Rows from a dataset:

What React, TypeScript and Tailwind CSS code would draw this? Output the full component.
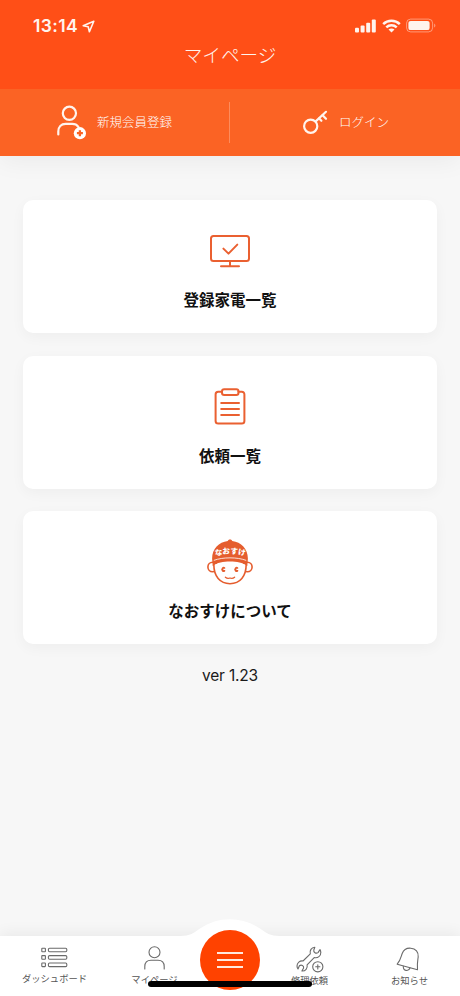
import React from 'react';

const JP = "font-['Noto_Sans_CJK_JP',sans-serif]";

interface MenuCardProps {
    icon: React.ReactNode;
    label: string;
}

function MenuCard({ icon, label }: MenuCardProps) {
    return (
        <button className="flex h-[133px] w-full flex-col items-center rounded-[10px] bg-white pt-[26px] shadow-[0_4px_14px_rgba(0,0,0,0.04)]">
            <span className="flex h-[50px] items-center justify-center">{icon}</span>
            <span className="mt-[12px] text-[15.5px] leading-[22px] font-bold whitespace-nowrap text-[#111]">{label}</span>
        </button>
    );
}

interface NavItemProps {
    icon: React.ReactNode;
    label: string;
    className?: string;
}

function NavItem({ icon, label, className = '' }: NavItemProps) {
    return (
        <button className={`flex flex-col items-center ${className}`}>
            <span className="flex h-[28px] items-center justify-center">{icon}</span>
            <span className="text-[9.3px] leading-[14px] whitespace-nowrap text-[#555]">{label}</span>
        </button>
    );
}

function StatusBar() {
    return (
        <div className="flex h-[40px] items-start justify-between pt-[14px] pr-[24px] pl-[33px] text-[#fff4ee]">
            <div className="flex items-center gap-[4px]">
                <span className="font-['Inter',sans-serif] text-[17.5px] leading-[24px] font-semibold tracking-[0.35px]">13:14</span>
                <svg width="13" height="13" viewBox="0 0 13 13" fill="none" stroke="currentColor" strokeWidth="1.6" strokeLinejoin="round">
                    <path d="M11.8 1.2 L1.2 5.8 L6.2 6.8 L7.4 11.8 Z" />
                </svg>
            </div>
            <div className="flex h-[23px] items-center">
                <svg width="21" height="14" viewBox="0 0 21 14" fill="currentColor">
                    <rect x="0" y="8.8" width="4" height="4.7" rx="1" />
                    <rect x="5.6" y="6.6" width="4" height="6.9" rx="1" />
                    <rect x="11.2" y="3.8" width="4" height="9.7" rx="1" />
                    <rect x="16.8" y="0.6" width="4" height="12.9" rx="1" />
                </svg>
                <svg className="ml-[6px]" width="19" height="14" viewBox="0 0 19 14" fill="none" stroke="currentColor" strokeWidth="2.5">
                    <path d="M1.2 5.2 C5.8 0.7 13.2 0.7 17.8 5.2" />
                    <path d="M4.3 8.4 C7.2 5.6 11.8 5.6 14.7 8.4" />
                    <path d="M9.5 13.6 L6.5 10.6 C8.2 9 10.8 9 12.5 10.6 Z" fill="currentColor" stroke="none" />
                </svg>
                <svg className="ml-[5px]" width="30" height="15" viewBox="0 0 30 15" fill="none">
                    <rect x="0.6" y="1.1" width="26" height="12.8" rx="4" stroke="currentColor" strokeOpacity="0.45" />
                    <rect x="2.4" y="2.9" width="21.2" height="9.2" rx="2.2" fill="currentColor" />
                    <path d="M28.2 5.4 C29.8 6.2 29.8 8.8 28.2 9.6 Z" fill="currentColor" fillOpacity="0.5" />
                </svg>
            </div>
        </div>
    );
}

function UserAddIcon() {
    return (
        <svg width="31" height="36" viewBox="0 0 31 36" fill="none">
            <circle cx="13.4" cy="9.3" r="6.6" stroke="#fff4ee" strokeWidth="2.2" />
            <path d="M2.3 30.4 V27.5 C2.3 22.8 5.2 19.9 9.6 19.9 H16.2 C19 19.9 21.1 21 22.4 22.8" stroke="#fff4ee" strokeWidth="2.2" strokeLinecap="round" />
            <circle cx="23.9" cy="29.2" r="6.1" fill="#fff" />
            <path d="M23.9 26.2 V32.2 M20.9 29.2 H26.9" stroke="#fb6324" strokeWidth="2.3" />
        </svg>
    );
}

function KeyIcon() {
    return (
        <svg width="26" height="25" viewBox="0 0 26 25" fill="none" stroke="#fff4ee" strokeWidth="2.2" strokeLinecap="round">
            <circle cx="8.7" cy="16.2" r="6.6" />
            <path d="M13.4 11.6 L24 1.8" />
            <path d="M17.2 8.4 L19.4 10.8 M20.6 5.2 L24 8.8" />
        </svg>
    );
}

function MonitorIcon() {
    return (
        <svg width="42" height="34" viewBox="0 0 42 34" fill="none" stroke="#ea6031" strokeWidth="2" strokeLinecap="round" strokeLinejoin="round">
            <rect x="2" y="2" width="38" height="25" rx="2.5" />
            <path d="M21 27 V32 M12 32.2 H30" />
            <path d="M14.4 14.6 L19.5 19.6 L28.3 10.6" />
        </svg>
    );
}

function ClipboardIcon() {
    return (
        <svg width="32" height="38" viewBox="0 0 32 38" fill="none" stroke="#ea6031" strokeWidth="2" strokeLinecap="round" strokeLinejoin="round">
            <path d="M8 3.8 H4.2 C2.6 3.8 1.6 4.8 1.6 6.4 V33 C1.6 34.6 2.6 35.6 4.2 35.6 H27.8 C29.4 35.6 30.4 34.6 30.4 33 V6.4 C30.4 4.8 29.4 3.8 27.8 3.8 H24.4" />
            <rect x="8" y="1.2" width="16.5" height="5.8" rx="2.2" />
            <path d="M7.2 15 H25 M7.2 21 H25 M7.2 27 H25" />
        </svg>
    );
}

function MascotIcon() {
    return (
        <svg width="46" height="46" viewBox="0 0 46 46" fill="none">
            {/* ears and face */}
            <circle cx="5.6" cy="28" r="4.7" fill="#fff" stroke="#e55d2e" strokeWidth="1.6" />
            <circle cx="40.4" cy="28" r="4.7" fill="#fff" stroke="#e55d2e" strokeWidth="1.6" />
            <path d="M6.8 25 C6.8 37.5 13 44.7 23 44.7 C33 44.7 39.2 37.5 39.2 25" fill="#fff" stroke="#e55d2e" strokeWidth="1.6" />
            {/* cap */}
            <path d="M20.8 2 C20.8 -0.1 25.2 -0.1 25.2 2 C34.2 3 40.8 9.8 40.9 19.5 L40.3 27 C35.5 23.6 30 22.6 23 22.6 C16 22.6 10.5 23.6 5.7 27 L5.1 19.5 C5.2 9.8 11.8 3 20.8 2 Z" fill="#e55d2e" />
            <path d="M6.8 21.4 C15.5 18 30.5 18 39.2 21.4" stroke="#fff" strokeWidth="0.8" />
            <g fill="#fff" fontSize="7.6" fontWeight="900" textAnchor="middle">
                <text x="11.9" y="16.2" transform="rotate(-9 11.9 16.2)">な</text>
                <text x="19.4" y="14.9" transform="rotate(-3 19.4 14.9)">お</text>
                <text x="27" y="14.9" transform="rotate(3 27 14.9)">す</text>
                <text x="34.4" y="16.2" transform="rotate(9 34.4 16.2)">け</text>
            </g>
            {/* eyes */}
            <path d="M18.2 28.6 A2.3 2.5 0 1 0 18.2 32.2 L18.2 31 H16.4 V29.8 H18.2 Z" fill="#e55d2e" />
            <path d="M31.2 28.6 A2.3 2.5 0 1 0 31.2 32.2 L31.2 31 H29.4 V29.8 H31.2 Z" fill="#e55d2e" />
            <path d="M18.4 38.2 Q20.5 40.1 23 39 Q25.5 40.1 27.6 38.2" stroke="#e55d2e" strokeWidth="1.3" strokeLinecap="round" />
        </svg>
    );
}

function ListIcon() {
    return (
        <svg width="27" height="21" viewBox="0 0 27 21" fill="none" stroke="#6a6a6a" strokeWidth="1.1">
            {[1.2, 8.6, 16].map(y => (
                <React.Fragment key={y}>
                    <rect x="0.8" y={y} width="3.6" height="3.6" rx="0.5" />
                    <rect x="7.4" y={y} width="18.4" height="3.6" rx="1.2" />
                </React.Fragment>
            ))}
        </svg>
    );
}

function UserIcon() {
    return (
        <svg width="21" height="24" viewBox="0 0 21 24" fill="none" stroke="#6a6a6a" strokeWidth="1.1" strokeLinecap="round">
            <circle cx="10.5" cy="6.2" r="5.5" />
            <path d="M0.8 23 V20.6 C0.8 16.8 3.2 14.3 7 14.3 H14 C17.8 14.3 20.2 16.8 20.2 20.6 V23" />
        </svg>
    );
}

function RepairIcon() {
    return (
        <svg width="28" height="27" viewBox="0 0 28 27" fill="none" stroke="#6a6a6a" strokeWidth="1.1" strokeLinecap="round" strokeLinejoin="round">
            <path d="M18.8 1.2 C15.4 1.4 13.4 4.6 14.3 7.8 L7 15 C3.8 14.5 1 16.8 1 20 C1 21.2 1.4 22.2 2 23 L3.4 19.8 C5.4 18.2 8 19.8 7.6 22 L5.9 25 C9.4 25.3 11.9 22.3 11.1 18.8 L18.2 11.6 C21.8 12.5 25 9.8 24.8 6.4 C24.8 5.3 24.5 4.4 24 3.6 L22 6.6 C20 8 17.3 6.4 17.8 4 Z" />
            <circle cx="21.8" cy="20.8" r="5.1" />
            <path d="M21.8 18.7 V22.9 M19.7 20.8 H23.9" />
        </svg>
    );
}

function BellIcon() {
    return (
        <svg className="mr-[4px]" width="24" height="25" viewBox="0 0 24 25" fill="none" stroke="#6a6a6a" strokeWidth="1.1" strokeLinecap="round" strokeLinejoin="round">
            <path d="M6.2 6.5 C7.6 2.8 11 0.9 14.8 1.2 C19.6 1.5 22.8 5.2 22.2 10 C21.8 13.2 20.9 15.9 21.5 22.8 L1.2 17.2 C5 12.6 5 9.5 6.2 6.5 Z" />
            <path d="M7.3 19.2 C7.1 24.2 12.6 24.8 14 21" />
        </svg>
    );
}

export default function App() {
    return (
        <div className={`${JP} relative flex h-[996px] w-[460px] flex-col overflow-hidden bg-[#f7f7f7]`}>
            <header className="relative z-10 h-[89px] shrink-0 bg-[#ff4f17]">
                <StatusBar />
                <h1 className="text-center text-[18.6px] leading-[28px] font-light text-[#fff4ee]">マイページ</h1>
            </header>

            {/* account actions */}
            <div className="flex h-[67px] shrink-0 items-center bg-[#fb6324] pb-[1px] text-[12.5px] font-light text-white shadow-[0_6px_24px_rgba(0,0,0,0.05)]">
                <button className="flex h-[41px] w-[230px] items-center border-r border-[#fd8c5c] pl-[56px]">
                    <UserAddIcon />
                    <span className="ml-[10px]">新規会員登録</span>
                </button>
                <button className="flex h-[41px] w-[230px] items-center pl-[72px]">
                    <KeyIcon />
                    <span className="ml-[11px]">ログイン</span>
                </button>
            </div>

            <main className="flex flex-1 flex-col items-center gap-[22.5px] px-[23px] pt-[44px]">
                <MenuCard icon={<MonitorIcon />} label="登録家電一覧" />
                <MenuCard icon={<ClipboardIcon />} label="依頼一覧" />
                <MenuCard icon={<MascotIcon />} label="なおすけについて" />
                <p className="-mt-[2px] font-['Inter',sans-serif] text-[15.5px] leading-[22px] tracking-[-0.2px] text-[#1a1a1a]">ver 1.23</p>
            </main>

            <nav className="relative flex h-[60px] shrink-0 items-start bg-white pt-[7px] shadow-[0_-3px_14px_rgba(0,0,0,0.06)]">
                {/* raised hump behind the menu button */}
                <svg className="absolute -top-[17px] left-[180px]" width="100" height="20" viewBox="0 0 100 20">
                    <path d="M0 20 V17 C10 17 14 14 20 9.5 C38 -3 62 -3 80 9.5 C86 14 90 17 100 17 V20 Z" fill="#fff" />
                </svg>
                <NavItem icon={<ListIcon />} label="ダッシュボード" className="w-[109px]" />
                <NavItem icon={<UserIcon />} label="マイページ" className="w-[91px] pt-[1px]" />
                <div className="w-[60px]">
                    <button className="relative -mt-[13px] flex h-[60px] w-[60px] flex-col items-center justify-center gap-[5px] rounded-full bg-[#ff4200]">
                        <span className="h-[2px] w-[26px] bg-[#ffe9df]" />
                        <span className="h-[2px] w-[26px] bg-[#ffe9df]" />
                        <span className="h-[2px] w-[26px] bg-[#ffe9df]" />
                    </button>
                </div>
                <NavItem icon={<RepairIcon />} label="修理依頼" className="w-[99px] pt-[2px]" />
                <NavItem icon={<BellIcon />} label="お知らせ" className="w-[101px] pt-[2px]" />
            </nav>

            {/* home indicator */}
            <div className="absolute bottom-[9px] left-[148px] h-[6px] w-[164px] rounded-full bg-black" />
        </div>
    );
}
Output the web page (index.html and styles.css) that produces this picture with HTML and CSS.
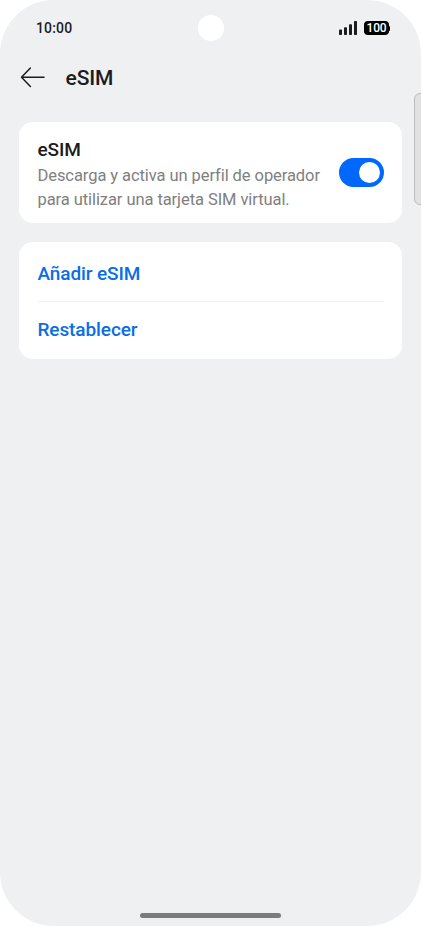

● **WRITTEN INSTRUCTION**:
Search the records for the word "React". Copy every line that has it.

● **ANSWER TO THE TASK**:
What React, TypeScript and Tailwind CSS code would draw this? Output the full component.
import React from 'react';
    icon: React.ReactNode;
    icon: React.ReactNode;
                <React.Fragment key={y}>
                </React.Fragment>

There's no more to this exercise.